### Task
Collect every line below that contains the word "components".

### Exercise material
____
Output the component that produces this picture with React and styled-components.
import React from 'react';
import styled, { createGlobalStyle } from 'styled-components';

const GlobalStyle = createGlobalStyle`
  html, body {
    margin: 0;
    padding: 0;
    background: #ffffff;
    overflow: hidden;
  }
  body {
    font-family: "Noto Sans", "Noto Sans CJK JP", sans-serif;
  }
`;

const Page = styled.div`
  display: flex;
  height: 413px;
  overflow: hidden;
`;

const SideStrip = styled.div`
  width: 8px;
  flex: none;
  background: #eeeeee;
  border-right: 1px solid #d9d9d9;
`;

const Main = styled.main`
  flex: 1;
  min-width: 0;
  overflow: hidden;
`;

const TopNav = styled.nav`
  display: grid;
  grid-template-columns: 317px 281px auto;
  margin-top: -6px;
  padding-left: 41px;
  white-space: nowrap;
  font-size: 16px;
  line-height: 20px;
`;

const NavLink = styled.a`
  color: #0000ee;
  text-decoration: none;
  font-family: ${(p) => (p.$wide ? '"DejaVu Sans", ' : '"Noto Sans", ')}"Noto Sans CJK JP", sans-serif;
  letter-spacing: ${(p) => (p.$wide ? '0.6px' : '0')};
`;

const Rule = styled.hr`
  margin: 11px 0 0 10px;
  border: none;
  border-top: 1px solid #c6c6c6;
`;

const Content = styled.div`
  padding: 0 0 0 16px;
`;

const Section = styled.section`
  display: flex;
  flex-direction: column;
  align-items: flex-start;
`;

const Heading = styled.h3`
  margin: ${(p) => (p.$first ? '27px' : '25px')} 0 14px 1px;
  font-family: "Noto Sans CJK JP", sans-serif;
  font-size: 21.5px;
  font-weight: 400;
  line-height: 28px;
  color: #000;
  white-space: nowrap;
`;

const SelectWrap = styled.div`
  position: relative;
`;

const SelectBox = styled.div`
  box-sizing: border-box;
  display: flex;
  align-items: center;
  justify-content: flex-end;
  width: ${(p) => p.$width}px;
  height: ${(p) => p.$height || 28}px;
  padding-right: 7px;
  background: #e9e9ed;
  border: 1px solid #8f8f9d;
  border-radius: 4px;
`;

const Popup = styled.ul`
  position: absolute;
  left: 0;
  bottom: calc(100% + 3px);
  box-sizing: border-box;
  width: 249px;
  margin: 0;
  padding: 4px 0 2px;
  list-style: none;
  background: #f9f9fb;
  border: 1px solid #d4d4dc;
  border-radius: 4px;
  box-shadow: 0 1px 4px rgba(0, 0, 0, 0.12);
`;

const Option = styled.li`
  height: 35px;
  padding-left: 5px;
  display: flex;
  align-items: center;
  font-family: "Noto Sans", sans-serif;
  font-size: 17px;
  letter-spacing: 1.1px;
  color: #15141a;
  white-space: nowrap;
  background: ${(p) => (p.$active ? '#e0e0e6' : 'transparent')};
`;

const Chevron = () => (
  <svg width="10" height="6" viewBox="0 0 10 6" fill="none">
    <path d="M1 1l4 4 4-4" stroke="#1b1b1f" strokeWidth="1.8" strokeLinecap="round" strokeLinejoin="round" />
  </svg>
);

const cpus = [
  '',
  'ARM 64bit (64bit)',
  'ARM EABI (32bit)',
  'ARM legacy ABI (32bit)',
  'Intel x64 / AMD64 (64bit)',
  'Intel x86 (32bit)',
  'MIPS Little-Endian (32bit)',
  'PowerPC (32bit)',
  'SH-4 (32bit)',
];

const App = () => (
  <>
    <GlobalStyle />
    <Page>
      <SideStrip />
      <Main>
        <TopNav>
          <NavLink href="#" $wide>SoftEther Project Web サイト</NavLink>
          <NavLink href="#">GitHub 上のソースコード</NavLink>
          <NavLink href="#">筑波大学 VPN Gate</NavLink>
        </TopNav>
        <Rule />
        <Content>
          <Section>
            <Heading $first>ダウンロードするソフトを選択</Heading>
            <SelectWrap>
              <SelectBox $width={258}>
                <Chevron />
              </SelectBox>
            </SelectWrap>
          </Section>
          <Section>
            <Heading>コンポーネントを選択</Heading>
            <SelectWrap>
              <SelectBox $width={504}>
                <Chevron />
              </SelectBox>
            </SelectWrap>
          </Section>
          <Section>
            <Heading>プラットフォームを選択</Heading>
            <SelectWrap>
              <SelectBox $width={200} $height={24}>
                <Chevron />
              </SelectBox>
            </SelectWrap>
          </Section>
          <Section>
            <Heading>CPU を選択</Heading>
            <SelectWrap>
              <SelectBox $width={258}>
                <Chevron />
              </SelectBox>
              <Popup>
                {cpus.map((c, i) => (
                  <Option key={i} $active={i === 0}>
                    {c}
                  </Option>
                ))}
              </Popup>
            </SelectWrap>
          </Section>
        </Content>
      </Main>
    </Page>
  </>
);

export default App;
____
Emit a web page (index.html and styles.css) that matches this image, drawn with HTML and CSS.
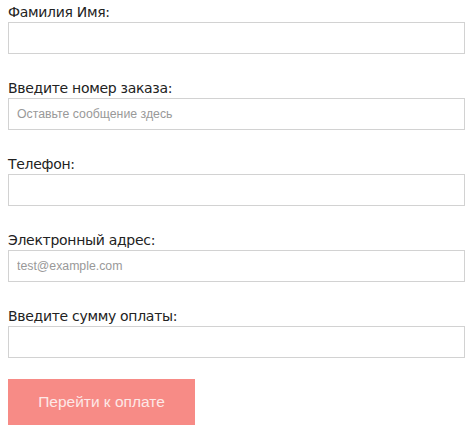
____
### Expected answer
Output the component that produces this picture with React and styled-components.
import styled, { createGlobalStyle } from 'styled-components';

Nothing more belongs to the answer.